» **Problem to work on**
Reproduce each line of the material exactly, minus any picture.
* START Supplied material *
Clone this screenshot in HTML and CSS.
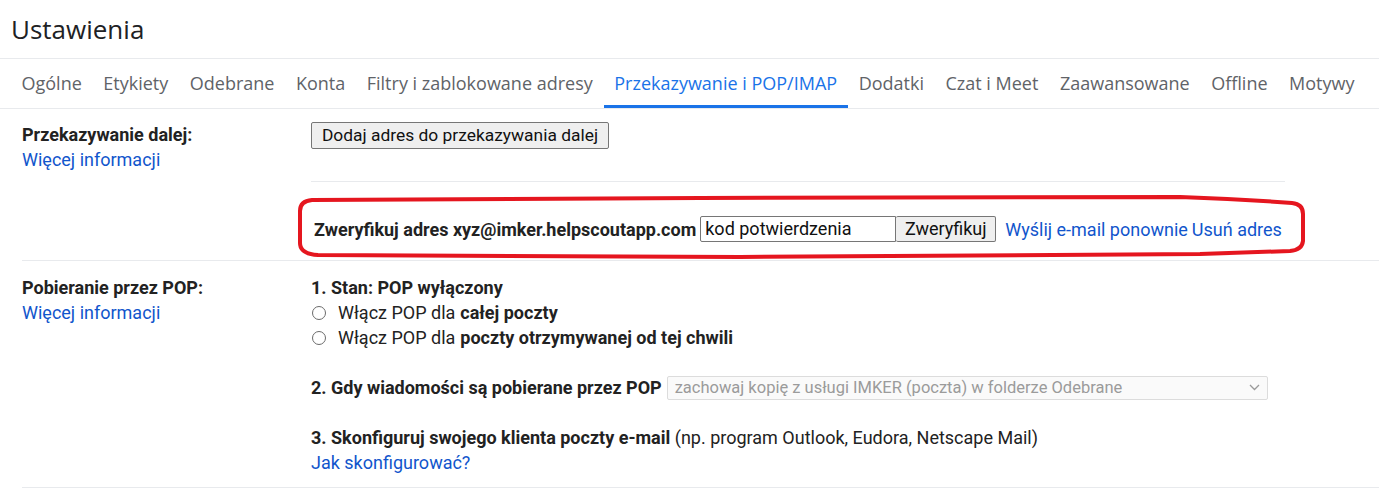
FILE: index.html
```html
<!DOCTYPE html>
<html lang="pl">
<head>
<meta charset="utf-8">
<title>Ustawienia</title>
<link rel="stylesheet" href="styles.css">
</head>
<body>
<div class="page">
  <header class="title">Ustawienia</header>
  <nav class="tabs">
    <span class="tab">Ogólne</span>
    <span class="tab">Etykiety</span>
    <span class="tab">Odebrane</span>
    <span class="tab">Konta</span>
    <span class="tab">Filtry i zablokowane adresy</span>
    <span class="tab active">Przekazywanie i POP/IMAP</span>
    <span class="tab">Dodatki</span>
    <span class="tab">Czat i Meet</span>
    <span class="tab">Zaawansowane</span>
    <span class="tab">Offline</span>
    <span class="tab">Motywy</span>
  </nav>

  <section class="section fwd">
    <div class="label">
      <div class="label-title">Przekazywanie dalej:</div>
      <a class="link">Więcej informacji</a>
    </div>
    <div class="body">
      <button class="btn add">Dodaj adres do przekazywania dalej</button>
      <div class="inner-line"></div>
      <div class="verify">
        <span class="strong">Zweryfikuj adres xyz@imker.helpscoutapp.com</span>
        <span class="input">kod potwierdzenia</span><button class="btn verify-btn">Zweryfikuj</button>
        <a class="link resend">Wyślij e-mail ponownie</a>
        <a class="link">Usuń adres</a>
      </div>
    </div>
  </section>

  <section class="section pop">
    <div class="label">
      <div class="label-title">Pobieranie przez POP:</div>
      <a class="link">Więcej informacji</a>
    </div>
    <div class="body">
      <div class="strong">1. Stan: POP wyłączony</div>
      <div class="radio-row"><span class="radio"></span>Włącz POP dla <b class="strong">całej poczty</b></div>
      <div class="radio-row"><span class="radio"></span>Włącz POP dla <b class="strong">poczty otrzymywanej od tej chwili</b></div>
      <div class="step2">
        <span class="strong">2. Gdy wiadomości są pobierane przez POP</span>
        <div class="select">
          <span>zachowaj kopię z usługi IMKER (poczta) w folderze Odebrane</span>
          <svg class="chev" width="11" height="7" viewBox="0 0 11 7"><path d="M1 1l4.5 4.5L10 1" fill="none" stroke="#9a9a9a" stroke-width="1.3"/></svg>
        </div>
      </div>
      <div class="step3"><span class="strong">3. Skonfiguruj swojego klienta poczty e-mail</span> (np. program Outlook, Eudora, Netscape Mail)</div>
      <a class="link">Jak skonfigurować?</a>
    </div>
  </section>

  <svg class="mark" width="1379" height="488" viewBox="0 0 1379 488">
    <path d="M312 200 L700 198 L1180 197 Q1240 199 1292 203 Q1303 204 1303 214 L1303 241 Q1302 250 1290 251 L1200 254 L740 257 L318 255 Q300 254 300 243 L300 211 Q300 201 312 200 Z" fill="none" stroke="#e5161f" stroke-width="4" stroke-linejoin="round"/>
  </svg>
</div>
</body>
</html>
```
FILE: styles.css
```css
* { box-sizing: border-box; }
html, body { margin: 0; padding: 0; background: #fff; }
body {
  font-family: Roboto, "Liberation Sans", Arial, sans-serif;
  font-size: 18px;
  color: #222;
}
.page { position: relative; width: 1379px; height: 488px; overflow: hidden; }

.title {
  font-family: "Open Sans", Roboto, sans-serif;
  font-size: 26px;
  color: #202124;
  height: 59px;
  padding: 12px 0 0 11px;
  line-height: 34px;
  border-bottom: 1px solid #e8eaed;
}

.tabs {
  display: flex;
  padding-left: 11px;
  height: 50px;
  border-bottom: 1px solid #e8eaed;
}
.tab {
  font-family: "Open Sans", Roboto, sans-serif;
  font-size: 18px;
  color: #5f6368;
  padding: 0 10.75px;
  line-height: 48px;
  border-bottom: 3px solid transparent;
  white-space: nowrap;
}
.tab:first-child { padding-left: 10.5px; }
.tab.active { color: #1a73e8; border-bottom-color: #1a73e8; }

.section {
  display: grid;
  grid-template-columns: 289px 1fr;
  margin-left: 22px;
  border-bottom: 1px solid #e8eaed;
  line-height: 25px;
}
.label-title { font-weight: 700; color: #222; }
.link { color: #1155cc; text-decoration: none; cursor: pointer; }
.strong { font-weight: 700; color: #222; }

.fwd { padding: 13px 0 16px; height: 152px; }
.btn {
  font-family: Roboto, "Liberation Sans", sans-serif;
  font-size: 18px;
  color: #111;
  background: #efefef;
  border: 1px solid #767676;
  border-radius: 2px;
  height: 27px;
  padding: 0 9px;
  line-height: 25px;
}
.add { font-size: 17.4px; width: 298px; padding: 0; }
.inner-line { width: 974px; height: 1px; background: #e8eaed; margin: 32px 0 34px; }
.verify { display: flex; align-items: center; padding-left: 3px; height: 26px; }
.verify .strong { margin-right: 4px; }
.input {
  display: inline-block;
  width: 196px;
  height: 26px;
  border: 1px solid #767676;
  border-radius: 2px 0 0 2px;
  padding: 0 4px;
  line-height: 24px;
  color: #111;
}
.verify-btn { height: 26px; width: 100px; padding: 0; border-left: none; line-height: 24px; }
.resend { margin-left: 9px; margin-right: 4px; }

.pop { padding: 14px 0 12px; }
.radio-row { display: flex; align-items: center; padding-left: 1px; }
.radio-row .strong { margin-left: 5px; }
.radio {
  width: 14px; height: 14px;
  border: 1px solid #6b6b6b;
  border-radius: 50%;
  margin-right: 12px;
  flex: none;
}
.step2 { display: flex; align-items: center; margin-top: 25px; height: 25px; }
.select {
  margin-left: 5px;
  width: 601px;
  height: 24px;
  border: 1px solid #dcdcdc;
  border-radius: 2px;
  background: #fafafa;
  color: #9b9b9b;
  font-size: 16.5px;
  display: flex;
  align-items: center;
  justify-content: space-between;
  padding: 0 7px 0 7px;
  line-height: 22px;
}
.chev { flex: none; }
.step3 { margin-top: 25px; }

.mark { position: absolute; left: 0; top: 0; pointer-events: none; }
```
* END Supplied material *
» **Response to this exercise**
Clone this screenshot in HTML and CSS.
FILE: index.html
```html
<!DOCTYPE html>
<html lang="pl">
<head>
<meta charset="utf-8">
<title>Ustawienia</title>
<link rel="stylesheet" href="styles.css">
</head>
<body>
<div class="page">
  <header class="title">Ustawienia</header>
  <nav class="tabs">
    <span class="tab">Ogólne</span>
    <span class="tab">Etykiety</span>
    <span class="tab">Odebrane</span>
    <span class="tab">Konta</span>
    <span class="tab">Filtry i zablokowane adresy</span>
    <span class="tab active">Przekazywanie i POP/IMAP</span>
    <span class="tab">Dodatki</span>
    <span class="tab">Czat i Meet</span>
    <span class="tab">Zaawansowane</span>
    <span class="tab">Offline</span>
    <span class="tab">Motywy</span>
  </nav>

  <section class="section fwd">
    <div class="label">
      <div class="label-title">Przekazywanie dalej:</div>
      <a class="link">Więcej informacji</a>
    </div>
    <div class="body">
      <button class="btn add">Dodaj adres do przekazywania dalej</button>
      <div class="inner-line"></div>
      <div class="verify">
        <span class="strong">Zweryfikuj adres xyz@imker.helpscoutapp.com</span>
        <span class="input">kod potwierdzenia</span><button class="btn verify-btn">Zweryfikuj</button>
        <a class="link resend">Wyślij e-mail ponownie</a>
        <a class="link">Usuń adres</a>
      </div>
    </div>
  </section>

  <section class="section pop">
    <div class="label">
      <div class="label-title">Pobieranie przez POP:</div>
      <a class="link">Więcej informacji</a>
    </div>
    <div class="body">
      <div class="strong">1. Stan: POP wyłączony</div>
      <div class="radio-row"><span class="radio"></span>Włącz POP dla <b class="strong">całej poczty</b></div>
      <div class="radio-row"><span class="radio"></span>Włącz POP dla <b class="strong">poczty otrzymywanej od tej chwili</b></div>
      <div class="step2">
        <span class="strong">2. Gdy wiadomości są pobierane przez POP</span>
        <div class="select">
          <span>zachowaj kopię z usługi IMKER (poczta) w folderze Odebrane</span>
          <svg class="chev" width="11" height="7" viewBox="0 0 11 7"><path d="M1 1l4.5 4.5L10 1" fill="none" stroke="#9a9a9a" stroke-width="1.3"/></svg>
        </div>
      </div>
      <div class="step3"><span class="strong">3. Skonfiguruj swojego klienta poczty e-mail</span> (np. program Outlook, Eudora, Netscape Mail)</div>
      <a class="link">Jak skonfigurować?</a>
    </div>
  </section>

  <svg class="mark" width="1379" height="488" viewBox="0 0 1379 488">
    <path d="M312 200 L700 198 L1180 197 Q1240 199 1292 203 Q1303 204 1303 214 L1303 241 Q1302 250 1290 251 L1200 254 L740 257 L318 255 Q300 254 300 243 L300 211 Q300 201 312 200 Z" fill="none" stroke="#e5161f" stroke-width="4" stroke-linejoin="round"/>
  </svg>
</div>
</body>
</html>
```
FILE: styles.css
```css
* { box-sizing: border-box; }
html, body { margin: 0; padding: 0; background: #fff; }
body {
  font-family: Roboto, "Liberation Sans", Arial, sans-serif;
  font-size: 18px;
  color: #222;
}
.page { position: relative; width: 1379px; height: 488px; overflow: hidden; }

.title {
  font-family: "Open Sans", Roboto, sans-serif;
  font-size: 26px;
  color: #202124;
  height: 59px;
  padding: 12px 0 0 11px;
  line-height: 34px;
  border-bottom: 1px solid #e8eaed;
}

.tabs {
  display: flex;
  padding-left: 11px;
  height: 50px;
  border-bottom: 1px solid #e8eaed;
}
.tab {
  font-family: "Open Sans", Roboto, sans-serif;
  font-size: 18px;
  color: #5f6368;
  padding: 0 10.75px;
  line-height: 48px;
  border-bottom: 3px solid transparent;
  white-space: nowrap;
}
.tab:first-child { padding-left: 10.5px; }
.tab.active { color: #1a73e8; border-bottom-color: #1a73e8; }

.section {
  display: grid;
  grid-template-columns: 289px 1fr;
  margin-left: 22px;
  border-bottom: 1px solid #e8eaed;
  line-height: 25px;
}
.label-title { font-weight: 700; color: #222; }
.link { color: #1155cc; text-decoration: none; cursor: pointer; }
.strong { font-weight: 700; color: #222; }

.fwd { padding: 13px 0 16px; height: 152px; }
.btn {
  font-family: Roboto, "Liberation Sans", sans-serif;
  font-size: 18px;
  color: #111;
  background: #efefef;
  border: 1px solid #767676;
  border-radius: 2px;
  height: 27px;
  padding: 0 9px;
  line-height: 25px;
}
.add { font-size: 17.4px; width: 298px; padding: 0; }
.inner-line { width: 974px; height: 1px; background: #e8eaed; margin: 32px 0 34px; }
.verify { display: flex; align-items: center; padding-left: 3px; height: 26px; }
.verify .strong { margin-right: 4px; }
.input {
  display: inline-block;
  width: 196px;
  height: 26px;
  border: 1px solid #767676;
  border-radius: 2px 0 0 2px;
  padding: 0 4px;
  line-height: 24px;
  color: #111;
}
.verify-btn { height: 26px; width: 100px; padding: 0; border-left: none; line-height: 24px; }
.resend { margin-left: 9px; margin-right: 4px; }

.pop { padding: 14px 0 12px; }
.radio-row { display: flex; align-items: center; padding-left: 1px; }
.radio-row .strong { margin-left: 5px; }
.radio {
  width: 14px; height: 14px;
  border: 1px solid #6b6b6b;
  border-radius: 50%;
  margin-right: 12px;
  flex: none;
}
.step2 { display: flex; align-items: center; margin-top: 25px; height: 25px; }
.select {
  margin-left: 5px;
  width: 601px;
  height: 24px;
  border: 1px solid #dcdcdc;
  border-radius: 2px;
  background: #fafafa;
  color: #9b9b9b;
  font-size: 16.5px;
  display: flex;
  align-items: center;
  justify-content: space-between;
  padding: 0 7px 0 7px;
  line-height: 22px;
}
.chev { flex: none; }
.step3 { margin-top: 25px; }

.mark { position: absolute; left: 0; top: 0; pointer-events: none; }
```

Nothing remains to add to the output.